As they require less land than traditional field agriculture, CEA facilities can be developed in urban areas, thereby reducing the emissions and logistical expenses of food transportation. This is likely to be of particular benefit as the world’s population continues to concentrate within cities, and could also help businesses to offer sustainable produce that appeals to consumer demand.
Economic uncertainty remains a core challenge
With its environmental benefits, indoor farming is beginning to gain traction as a sustainable agricultural solution. In 2022, the CEA market was valued at more than $3.66 billion following record-breaking levels of investment.
Although a wide range of startups has emerged within the industry, well-publicised by optimistic media representations, it is worth noting that several CEA businesses have failed due to the economic uncertainties of indoor farming.
These uncertainties come in the form of both capital and operational expenses. The construction, technology, equipment and expertise required to set up an indoor farm demand significant upfront investment, while the energy consumption and labour intensity of artificial control systems contribute to their high running costs.

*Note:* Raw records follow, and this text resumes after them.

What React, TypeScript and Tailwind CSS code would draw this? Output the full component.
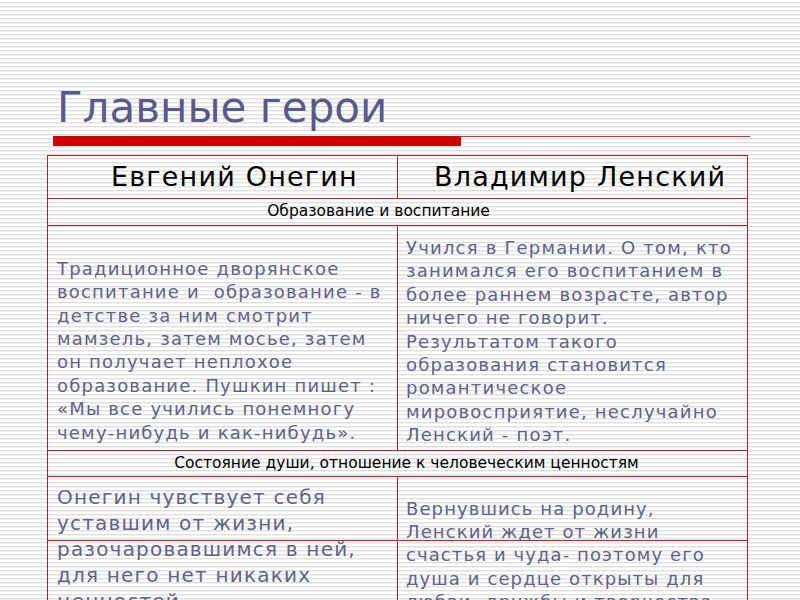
// Slide: "Главные герои" — comparison table of Onegin and Lensky.
// Striped background, title, red rule, and a bordered two-column table.

const font = "font-['DejaVu_Sans',sans-serif]"

function SectionRow({ text, className }: { text: string; className: string }) {
  return (
    <div className={`col-span-2 flex items-center justify-center border-r border-b border-[#a3262c] text-[15.5px] text-black ${className}`}>
      {text}
    </div>
  )
}

function Lines({ lines }: { lines: string[] }) {
  return (
    <>
      {lines.map((l, i) => (
        <div key={i} className="whitespace-pre">{l}</div>
      ))}
    </>
  )
}

export default function App() {
  return (
    <div
      className={`w-[800px] h-[600px] overflow-hidden bg-[repeating-linear-gradient(to_bottom,#ffffff_0px,#ffffff_2px,#dedede_2px,#dedede_3px,#f2f2f2_3px,#f2f2f2_4px)] ${font}`}
    >
      {/* title */}
      <h1 className="pt-[87px] pl-[57px] text-[42px] leading-[42px] text-[#5a5a8a]">Главные герои</h1>

      {/* red rule */}
      <div className="mt-[7px] ml-[53px] flex w-[697px]">
        <div className="h-[10px] w-[408px] bg-[#cc0000]" />
        <div className="h-[10px] flex-1 border-t border-[#cc3333]" />
      </div>

      {/* table */}
      <div className="mt-[9px] ml-[47px] grid w-[701px] grid-cols-[350px_350px] border-t border-l border-[#a3262c]">
        {/* header */}
        <div className="flex h-[43px] items-center border-r border-b border-[#a3262c] pl-[63px] text-[27px] tracking-[1.2px] text-black">
          Евгений Онегин
        </div>
        <div className="flex h-[43px] items-center border-r border-b border-[#a3262c] pl-[36px] text-[27px] tracking-[1.2px] text-black">
          Владимир Ленский
        </div>

        <SectionRow text="Образование и воспитание" className="h-[27px] pr-[38px]" />

        <div className="flex h-[225px] flex-col justify-end border-r border-b border-[#a3262c] pb-[6px] pl-[9px] text-[18px] leading-[23.4px] tracking-[1.2px] text-[#626285]">
          <Lines
            lines={[
              "Традиционное дворянское",
              "воспитание и  образование - в",
              "детстве за ним смотрит",
              "мамзель, затем мосье, затем",
              "он получает неплохое",
              "образование. Пушкин пишет :",
              "«Мы все учились понемногу",
              "чему-нибудь и как-нибудь».",
            ]}
          />
        </div>
        <div className="h-[225px] border-r border-b border-[#a3262c] pt-[10px] pl-[8px] text-[18px] leading-[23.4px] tracking-[1.2px] text-[#626285]">
          <Lines
            lines={[
              "Учился в Германии. О том, кто",
              "занимался его воспитанием в",
              "более раннем возрасте, автор",
              "ничего не говорит.",
              "Результатом такого",
              "образования становится",
              "романтическое",
              "мировосприятие, неслучайно",
              "Ленский - поэт.",
            ]}
          />
        </div>

        <SectionRow text="Состояние души, отношение к человеческим ценностям" className="h-[26px] pl-[18px]" />

        {/* last block, split by a row line that runs through the text */}
        <div className="h-[64px] border-r border-b border-[#a3262c] pt-[7px] pl-[9px] text-[20px] leading-[26px] tracking-[1.2px] text-[#626285]">
          <Lines lines={["Онегин чувствует себя", "уставшим от жизни,"]} />
        </div>
        <div className="h-[64px] border-r border-b border-[#a3262c] pt-[20px] pl-[8px] text-[18px] leading-[23px] tracking-[1.1px] text-[#626285]">
          <Lines lines={["Вернувшись на родину,", "Ленский ждет от жизни"]} />
        </div>
        <div className="h-[80px] border-r border-[#a3262c] pl-[9px] text-[20px] leading-[26px] tracking-[1.2px] text-[#626285]">
          <div className="-mt-[5px]">
            <Lines lines={["разочаровавшимся в ней,", "для него нет никаких", "ценностей."]} />
          </div>
        </div>
        <div className="h-[80px] border-r border-[#a3262c] pt-[2px] pl-[8px] text-[18px] leading-[23.5px] tracking-[1.1px] text-[#626285]">
          <Lines lines={["счастья и чуда- поэтому его", "душа и сердце открыты для", "любви, дружбы и творчества."]} />
        </div>
      </div>
    </div>
  )
}
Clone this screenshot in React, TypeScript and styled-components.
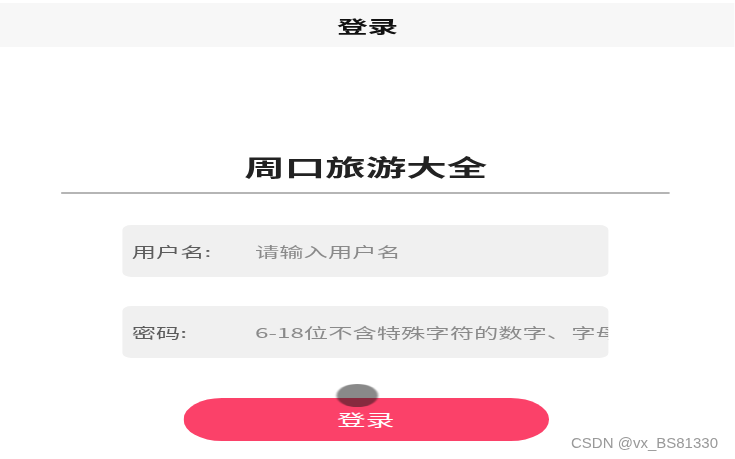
import React from "react";
import styled, { createGlobalStyle } from "styled-components";

const GlobalStyle = createGlobalStyle`
  html, body {
    margin: 0;
    padding: 0;
    width: 735px;
    height: 459px;
    overflow: hidden;
    background: #ffffff;
  }
  body {
    font-family: "Noto Sans CJK SC", "Noto Sans", sans-serif;
  }
  * { box-sizing: border-box; }
`;

const Page = styled.div`
  position: relative;
  width: 735px;
  height: 459px;
  overflow: hidden;
`;

/* The reference is a phone page stretched horizontally; the stage reproduces that stretch. */
const Stage = styled.div`
  width: 408.33px;
  transform: scaleX(1.8);
  transform-origin: 0 0;
  display: flex;
  flex-direction: column;
  align-items: center;
`;

const Header = styled.header`
  align-self: stretch;
  margin-top: 3px;
  height: 44px;
  background: #f7f7f7;
  display: flex;
  align-items: center;
  justify-content: center;
  font-size: 17px;
  line-height: 1;
  font-weight: 700;
  color: #111;
`;

const Body = styled.main`
  align-self: stretch;
  display: flex;
  flex-direction: column;
  align-items: center;
  padding-right: 2px;
`;

const Title = styled.h1`
  margin: 104px 0 0;
  font-size: 22.5px;
  line-height: 30px;
  font-weight: 700;
  color: #222;
`;

const Divider = styled.hr`
  margin: 11px 0 0;
  width: 338px;
  height: 2px;
  border: 0;
  background: #b5b5b5;
`;

const Form = styled.form`
  margin-top: 31px;
  display: flex;
  flex-direction: column;
  align-items: center;
  gap: 29px;
`;

const Field = styled.label`
  width: 270px;
  height: 52px;
  border-radius: 5px;
  background: #f0f0f0;
  display: flex;
  align-items: center;
  padding-left: 5px;
  overflow: hidden;
  white-space: nowrap;
`;

const FieldLabel = styled.span`
  flex: 0 0 68.5px;
  font-size: 13.5px;
  line-height: 20px;
  color: #5c5c5c;
`;

const Input = styled.input`
  flex: 1;
  min-width: 0;
  border: 0;
  outline: none;
  padding: 0;
  background: transparent;
  font-family: inherit;
  font-size: 13.5px;
  line-height: 20px;
  color: #333;
  &::placeholder {
    color: #8a8a8a;
    opacity: 1;
  }
`;

const SubmitButton = styled.button`
  position: relative;
  margin-top: 40px;
  width: 203.3px;
  height: 42.5px;
  border: 0;
  border-radius: 21.25px;
  background: #fb4169;
  color: #ffffff;
  font-family: inherit;
  font-size: 16px;
  line-height: 1;
  padding: 0;
`;

const TouchDot = styled.span`
  position: absolute;
  left: 85.5px;
  top: -14.5px;
  width: 23.3px;
  height: 23px;
  border-radius: 50%;
  background: rgba(20, 20, 20, 0.5);
  filter: blur(0.7px);
  pointer-events: none;
`;

const Watermark = styled.div`
  position: absolute;
  right: 17px;
  top: 435px;
  font-family: "Liberation Sans", Arial, sans-serif;
  font-size: 15px;
  line-height: 15px;
  color: #999;
`;

export default function App() {
  return (
    <Page>
      <GlobalStyle />
      <Stage>
        <Header>登录</Header>
        <Body>
          <Title>周口旅游大全</Title>
          <Divider />
          <Form onSubmit={(e) => e.preventDefault()}>
            <Field>
              <FieldLabel>用户名:</FieldLabel>
              <Input type="text" placeholder="请输入用户名" />
            </Field>
            <Field>
              <FieldLabel>密码:</FieldLabel>
              <Input type="password" placeholder="6-18位不含特殊字符的数字、字母组合" />
            </Field>
          </Form>
          <SubmitButton type="button">
            <TouchDot />
            登录
          </SubmitButton>
        </Body>
      </Stage>
      <Watermark>CSDN @vx_BS81330</Watermark>
    </Page>
  );
}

Indeed, the investment costs per square meter of growing space on a vertical farm can be up to ten times higher than those of a high-tech greenhouse, with the final system consuming around seven times more energy than its counterpart. As businesses continue to grapple with the global energy crisis, this energy consumption has emerged as a key limitation with volatile prices prompting a number of high-profile companies to lay off workers, reduce the scale of their operations or enter into bankruptcy.
Agritecture has set out to address these challenges, with its data-driven platform expected to prepare its clients for the potential costs of indoor farming. In doing so, it could be extremely useful to help business owners maximise the benefits of CEA while reducing their exposure to economic uncertainties. Although the solution does not directly minimise the costs of indoor farming, it could provide a degree of reassurance that would go some way towards encouraging the adoption of CEA technologies.